Cook On Concord: Another significant loss for New Hampshire

I voted for Malcolm McLane for governor of New Hampshire in 1972. That year, McLane, a Concord attorney and Executive Councilor, ran as an independent after Meldrim Thomson Jr. of Orford defeated incumbent Gov. Walter Peterson in the Republican primary. Many of us Peterson supporters could not bear the thought of his loss and probably helped Thomson get elected when we voted for McLane instead of Roger Crowley, the Democratic candidate.
Thomson went on to serve three terms, and McLane was recognized for his principled action.
That effort was typical of the guts and directness of Malcolm McLane who died on Feb. 2 at Kendall Retirement Community in Hanover.
McLane, son of the founder of the McLane Law Firm in Manchester and grandson of another New Hampshire governor, had a distinguished career as an attorney at Orr and Reno, a prominent Concord law firm.
However, there was much more to Malcolm McLane. He was a great athlete, having skied at Dartmouth College and continued to be involved in the sport throughout his life. He was one of the founders of Wildcat Ski Area. He was active in the New Hampshire Ski Museum’s founding and, with his wife, the late state Sen. Susan McLane, another active athlete, inspired his children and grandchildren to be active outdoors people and skiers themselves.
During World War II, he was a pilot who was shot down over Europe and detained in a prisoner of war camp before returning to the United States.
As a young lawyer in the 1970s, I got to know Malcolm McLane as a mentor, model and specialist in many areas of the law. He also was one of the examples of what an attorney should be and how professionals should act. His civic and professional involvement was typical of his contemporaries who were leaders of the bar at the time. The list of his service to educational institutions, arts institutions and various other groups is too long to list.

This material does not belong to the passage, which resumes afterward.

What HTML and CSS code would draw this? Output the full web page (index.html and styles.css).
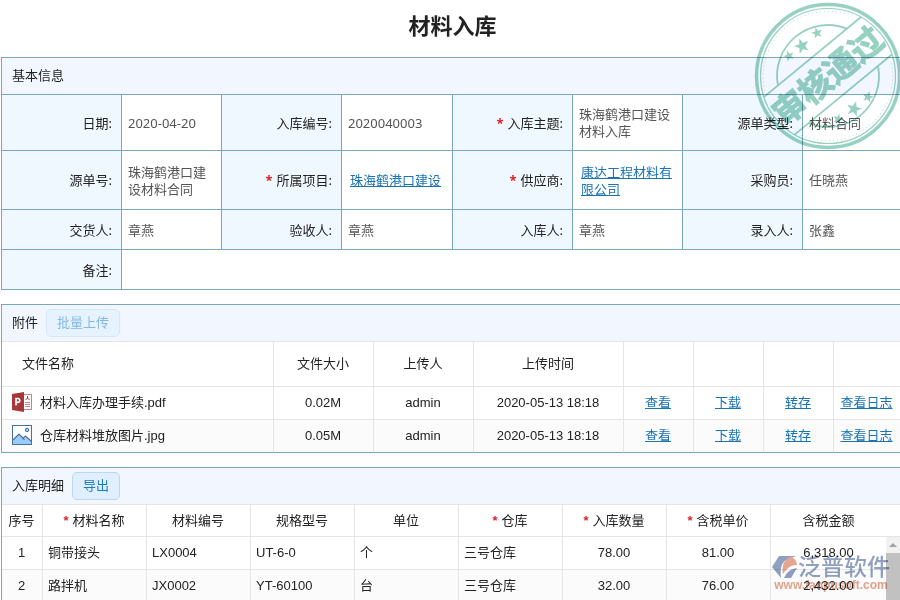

In his later years, Malcolm McLane was caring, strong and supportive in the process of Susan McLane’s passage into Alzheimer’s disease. A touching account of that ordeal is contained the book, “The Last Dance: Facing Alzheimer’s With Love and Laughter,” by his daughter, Ann McLane Kuster. Anyone who has not read the book should read it — it contains great insights into many events in the State of New Hampshire during Malcolm and Susan’s lives.

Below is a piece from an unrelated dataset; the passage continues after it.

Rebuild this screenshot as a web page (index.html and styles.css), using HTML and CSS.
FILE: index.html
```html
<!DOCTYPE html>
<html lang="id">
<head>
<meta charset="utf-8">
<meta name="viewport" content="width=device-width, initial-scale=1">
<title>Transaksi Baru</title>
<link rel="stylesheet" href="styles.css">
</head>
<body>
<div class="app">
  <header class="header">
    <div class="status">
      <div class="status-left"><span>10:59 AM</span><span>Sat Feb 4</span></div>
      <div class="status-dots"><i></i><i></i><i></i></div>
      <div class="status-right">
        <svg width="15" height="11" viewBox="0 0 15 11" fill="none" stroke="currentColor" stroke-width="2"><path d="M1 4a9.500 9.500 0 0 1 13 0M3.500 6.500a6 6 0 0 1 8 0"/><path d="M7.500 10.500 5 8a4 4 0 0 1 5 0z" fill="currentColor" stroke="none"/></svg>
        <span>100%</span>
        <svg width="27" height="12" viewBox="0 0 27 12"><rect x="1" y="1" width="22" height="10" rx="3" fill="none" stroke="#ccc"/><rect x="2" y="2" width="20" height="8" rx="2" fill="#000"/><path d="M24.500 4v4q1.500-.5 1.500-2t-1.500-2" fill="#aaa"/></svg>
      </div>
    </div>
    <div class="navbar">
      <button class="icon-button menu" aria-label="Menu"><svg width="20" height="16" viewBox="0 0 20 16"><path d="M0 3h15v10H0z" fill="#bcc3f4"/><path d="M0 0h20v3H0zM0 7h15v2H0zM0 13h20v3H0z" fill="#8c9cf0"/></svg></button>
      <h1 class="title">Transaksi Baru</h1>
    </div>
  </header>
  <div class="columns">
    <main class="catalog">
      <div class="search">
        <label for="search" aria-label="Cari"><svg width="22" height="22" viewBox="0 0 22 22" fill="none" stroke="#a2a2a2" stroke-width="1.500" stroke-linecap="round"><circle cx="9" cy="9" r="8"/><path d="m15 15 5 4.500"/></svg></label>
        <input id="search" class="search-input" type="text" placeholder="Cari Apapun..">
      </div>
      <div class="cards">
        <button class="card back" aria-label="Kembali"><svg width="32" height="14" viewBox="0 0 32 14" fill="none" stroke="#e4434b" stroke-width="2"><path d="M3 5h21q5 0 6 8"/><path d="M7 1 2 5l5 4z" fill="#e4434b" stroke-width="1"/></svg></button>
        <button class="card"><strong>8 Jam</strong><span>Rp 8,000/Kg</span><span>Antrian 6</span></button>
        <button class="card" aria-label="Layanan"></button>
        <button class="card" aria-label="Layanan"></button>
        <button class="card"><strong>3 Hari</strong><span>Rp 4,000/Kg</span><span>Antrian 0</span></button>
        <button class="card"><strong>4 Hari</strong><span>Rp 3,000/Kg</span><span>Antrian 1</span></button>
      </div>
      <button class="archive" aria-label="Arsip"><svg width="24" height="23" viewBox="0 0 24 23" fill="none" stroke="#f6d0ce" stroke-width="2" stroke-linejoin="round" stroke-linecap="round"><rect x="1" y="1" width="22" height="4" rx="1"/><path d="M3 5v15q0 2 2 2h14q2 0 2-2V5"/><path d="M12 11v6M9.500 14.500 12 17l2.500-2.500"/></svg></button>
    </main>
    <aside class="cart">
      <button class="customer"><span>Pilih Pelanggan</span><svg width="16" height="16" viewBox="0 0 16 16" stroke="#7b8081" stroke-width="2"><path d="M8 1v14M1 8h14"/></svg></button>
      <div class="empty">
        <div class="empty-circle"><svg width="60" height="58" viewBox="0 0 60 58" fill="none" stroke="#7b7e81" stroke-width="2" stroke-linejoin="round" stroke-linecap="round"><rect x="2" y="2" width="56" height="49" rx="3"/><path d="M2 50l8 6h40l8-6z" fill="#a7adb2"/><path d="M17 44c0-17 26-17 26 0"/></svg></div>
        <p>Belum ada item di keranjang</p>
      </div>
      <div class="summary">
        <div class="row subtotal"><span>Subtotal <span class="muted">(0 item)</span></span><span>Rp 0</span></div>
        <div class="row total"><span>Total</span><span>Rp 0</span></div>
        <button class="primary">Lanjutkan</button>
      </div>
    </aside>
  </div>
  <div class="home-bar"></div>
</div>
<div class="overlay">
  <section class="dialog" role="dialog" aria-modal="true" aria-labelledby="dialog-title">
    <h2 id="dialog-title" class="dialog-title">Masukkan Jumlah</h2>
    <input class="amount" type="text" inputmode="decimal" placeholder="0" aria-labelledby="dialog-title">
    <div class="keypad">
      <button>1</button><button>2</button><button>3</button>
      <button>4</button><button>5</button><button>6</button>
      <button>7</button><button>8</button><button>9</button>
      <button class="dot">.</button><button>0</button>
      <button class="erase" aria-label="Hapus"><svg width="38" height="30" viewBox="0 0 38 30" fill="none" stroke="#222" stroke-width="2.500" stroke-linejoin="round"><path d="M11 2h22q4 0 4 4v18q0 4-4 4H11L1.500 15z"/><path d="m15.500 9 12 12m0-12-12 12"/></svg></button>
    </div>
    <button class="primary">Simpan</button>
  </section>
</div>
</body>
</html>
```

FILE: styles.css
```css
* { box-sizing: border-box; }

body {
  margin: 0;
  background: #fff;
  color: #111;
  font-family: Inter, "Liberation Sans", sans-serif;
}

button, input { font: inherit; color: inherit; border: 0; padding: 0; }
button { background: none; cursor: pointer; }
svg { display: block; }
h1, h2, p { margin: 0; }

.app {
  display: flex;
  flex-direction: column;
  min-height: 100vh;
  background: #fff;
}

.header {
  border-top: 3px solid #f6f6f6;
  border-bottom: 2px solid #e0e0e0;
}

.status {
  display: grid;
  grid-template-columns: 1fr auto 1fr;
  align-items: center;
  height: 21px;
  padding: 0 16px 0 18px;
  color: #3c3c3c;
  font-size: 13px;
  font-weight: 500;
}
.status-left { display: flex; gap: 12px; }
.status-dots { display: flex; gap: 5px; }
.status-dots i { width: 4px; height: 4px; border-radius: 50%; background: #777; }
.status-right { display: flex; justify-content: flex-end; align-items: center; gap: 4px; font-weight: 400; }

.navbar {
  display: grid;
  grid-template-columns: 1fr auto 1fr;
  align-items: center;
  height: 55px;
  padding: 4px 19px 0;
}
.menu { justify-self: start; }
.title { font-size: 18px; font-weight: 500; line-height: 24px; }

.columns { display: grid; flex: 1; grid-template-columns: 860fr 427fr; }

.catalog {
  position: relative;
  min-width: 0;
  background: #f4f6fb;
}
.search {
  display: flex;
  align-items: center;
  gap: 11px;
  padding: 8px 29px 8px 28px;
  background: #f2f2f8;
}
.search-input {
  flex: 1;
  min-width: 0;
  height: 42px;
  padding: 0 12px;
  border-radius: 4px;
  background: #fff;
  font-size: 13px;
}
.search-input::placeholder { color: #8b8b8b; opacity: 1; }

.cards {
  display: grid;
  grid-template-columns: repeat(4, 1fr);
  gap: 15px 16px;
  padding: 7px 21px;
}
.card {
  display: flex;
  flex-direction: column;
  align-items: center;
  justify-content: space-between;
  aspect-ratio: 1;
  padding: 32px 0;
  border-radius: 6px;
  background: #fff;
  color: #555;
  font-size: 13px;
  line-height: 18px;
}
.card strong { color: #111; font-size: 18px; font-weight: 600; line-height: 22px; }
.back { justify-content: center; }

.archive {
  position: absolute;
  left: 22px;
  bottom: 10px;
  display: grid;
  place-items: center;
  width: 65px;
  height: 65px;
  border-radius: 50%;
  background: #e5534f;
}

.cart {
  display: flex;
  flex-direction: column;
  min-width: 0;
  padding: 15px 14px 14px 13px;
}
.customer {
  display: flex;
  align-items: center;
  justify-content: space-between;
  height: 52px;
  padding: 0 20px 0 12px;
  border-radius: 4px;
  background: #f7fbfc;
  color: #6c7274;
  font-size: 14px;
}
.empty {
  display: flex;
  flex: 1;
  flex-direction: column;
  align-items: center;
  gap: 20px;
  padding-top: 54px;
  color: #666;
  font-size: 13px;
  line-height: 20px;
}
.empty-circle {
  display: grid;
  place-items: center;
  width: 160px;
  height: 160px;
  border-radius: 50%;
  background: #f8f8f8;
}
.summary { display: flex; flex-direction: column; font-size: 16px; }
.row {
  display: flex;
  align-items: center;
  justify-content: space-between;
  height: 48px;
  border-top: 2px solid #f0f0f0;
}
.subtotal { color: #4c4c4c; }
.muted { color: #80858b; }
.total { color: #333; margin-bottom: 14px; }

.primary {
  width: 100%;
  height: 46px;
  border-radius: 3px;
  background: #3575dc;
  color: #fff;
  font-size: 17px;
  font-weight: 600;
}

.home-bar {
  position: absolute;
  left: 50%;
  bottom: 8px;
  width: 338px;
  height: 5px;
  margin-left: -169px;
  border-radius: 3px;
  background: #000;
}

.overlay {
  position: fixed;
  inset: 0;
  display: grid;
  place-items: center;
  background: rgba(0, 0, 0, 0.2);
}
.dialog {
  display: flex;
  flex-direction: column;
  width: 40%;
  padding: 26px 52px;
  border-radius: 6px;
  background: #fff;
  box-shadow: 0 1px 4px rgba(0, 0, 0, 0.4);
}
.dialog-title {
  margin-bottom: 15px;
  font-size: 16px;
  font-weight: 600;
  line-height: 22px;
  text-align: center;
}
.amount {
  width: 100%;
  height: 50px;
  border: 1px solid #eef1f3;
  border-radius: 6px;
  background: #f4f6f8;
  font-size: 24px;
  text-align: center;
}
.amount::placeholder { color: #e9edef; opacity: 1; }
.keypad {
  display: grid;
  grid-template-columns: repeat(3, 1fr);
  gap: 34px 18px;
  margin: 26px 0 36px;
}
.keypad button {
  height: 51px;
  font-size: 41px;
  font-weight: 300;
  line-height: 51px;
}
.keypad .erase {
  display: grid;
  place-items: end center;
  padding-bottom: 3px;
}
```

He graduated from St. Paul’s School and, after attending Dartmouth College, was a Rhodes Scholar, after which he graduated from Harvard Law School. Not a bad academic record!

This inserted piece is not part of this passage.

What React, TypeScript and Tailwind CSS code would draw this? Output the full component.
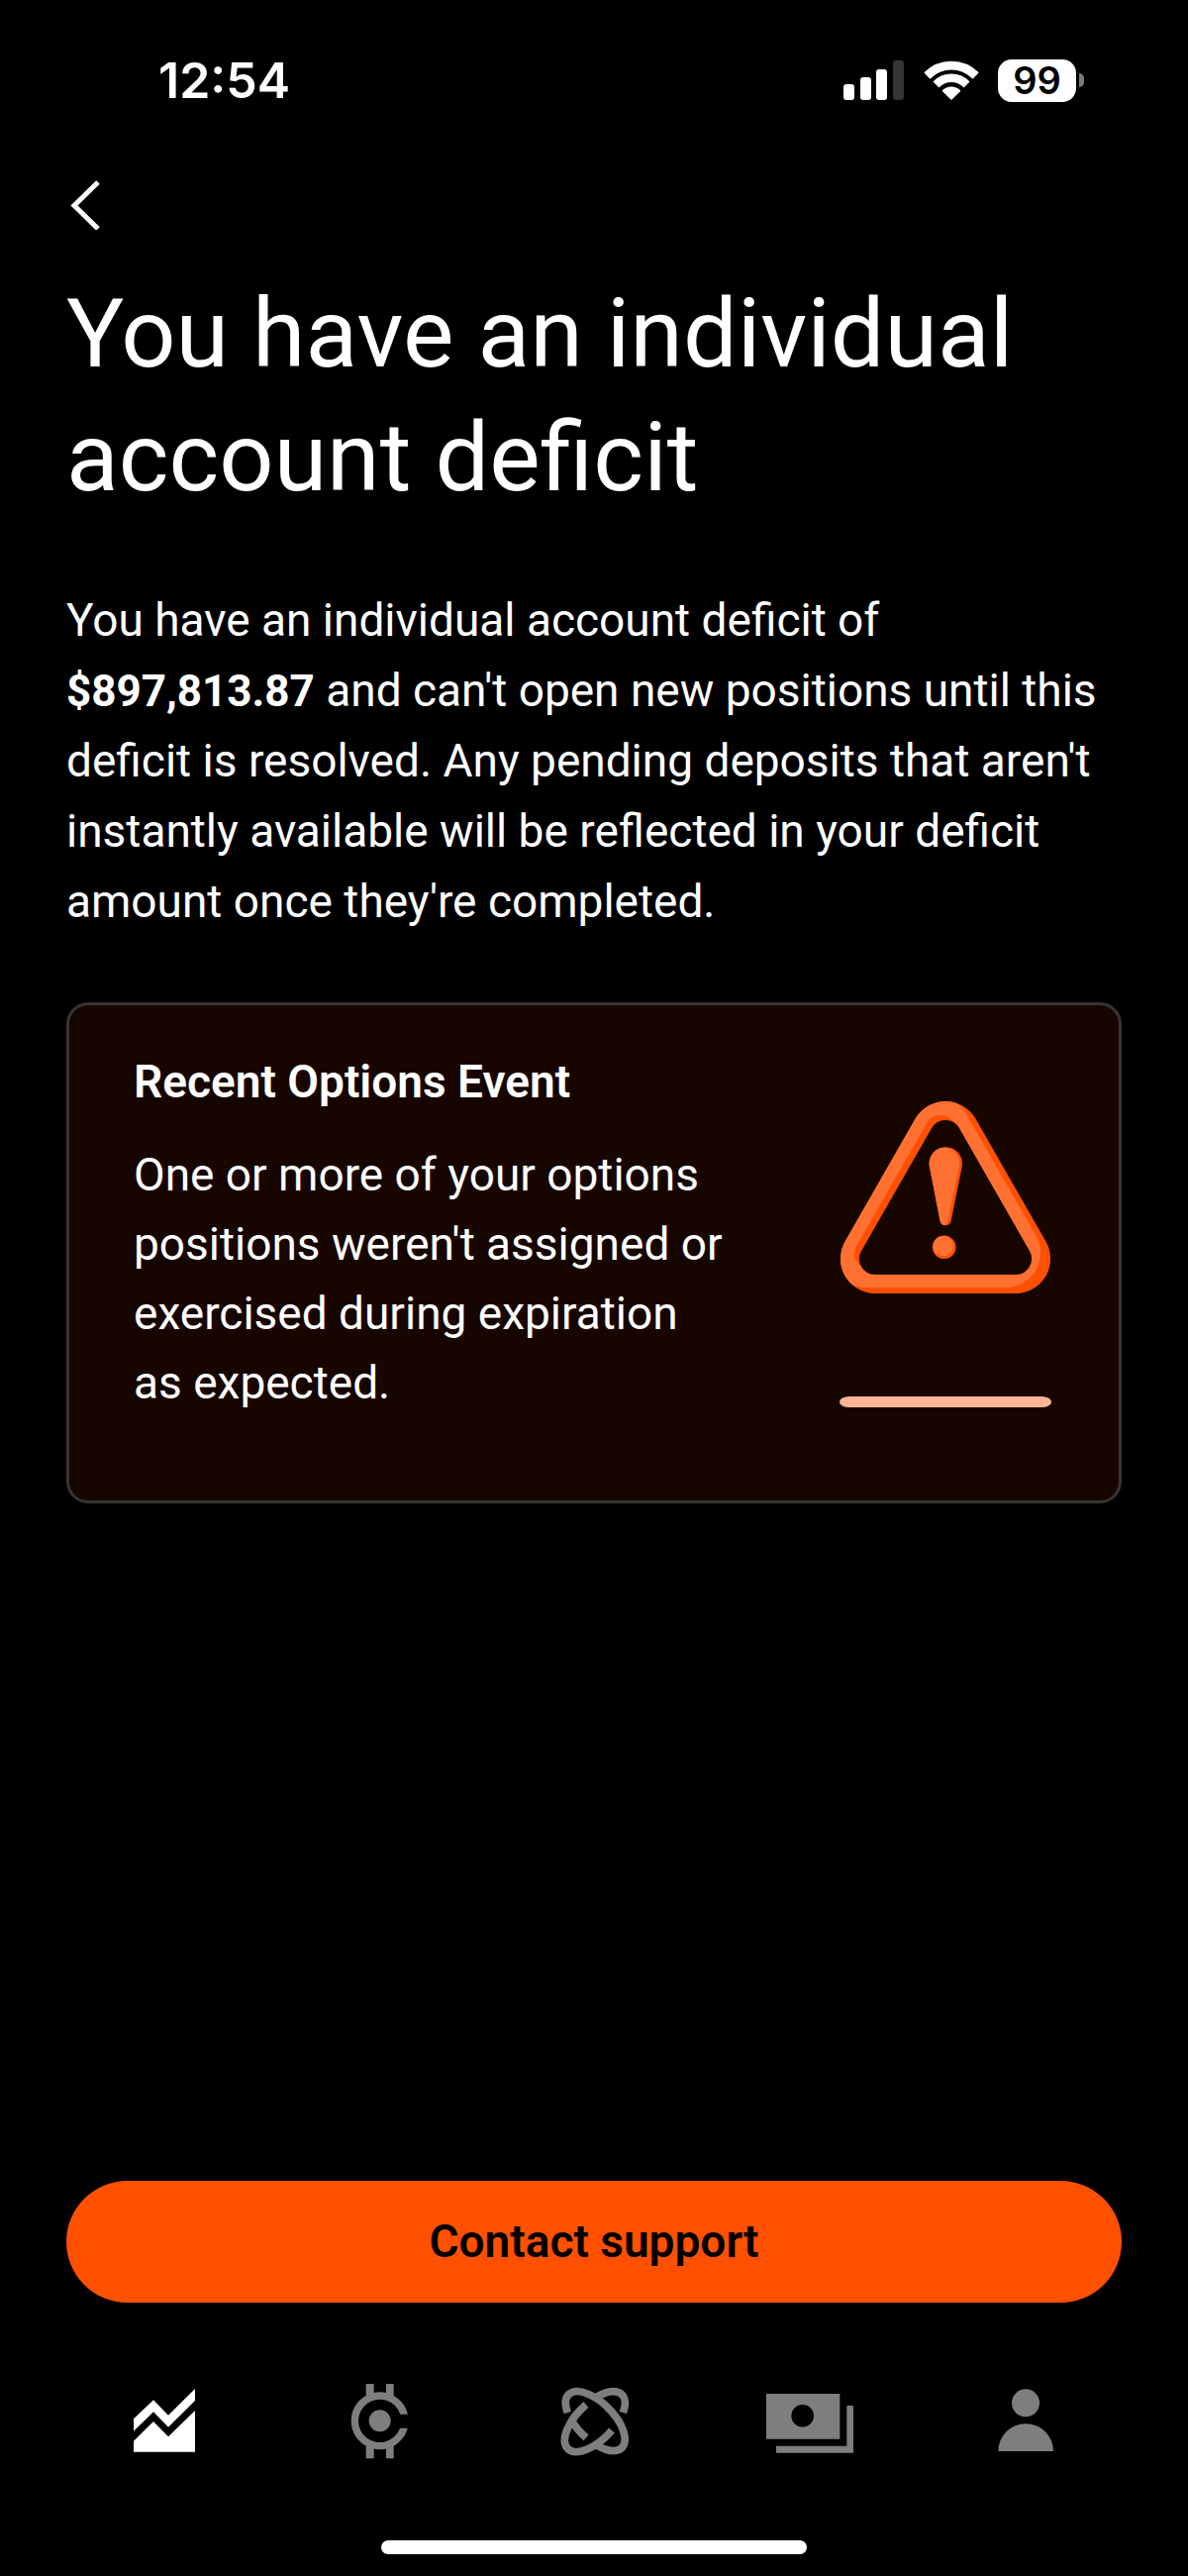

The loss of Malcolm McLane, like the loss of his brother, John R. McLane Jr. several years ago, is a major loss for New Hampshire’s lawyers, the McLane family and the state at large.
As I write this, Barack Obama has just won his tenth straight Democratic primary (and the votes of Democratic voters living overseas), and it is becoming a real question as to whether his party will be able to deny him the nomination, notwithstanding superdelegates.
John McCain, on the other hand, is cruising to the Republican nomination in one of the most remarkable comebacks in the history of American primaries. Which Democrat would be a more attractive opponent for McCain is subject to a lot of conjecture but he will have a hard time against either, in this presumably Democratic year. The New York Times ran an article on February 21, 2008, that got a lot a play, but a careful reading of it did not seem to reveal anything that would threaten McCain. However, in a topsy-turvy political year, the unusual has become the normal.
In a stunning 19-5 vote, the New Hampshire Senate passed this year’s version of the constitutional amendment designed to allow targeted aid to public schools and thus end the stalemate presented by the New Hampshire Supreme Court’s Claremont decisions.
A different amendment passed the Senate in 2007, only to be defeated soundly in the House. This year’s amendment is more limited, is not designed to remove the courts from the process, and received bipartisan support in the Senate, from Governor Lynch and many business organizations. What the House does with it after it returns from its winter recess will be one of the most significant actions of the 2008 session.
Brad Cook is a partner in the Manchester law firm of Sheehan Phinney Bass + Green and heads its government relations and estate planning groups.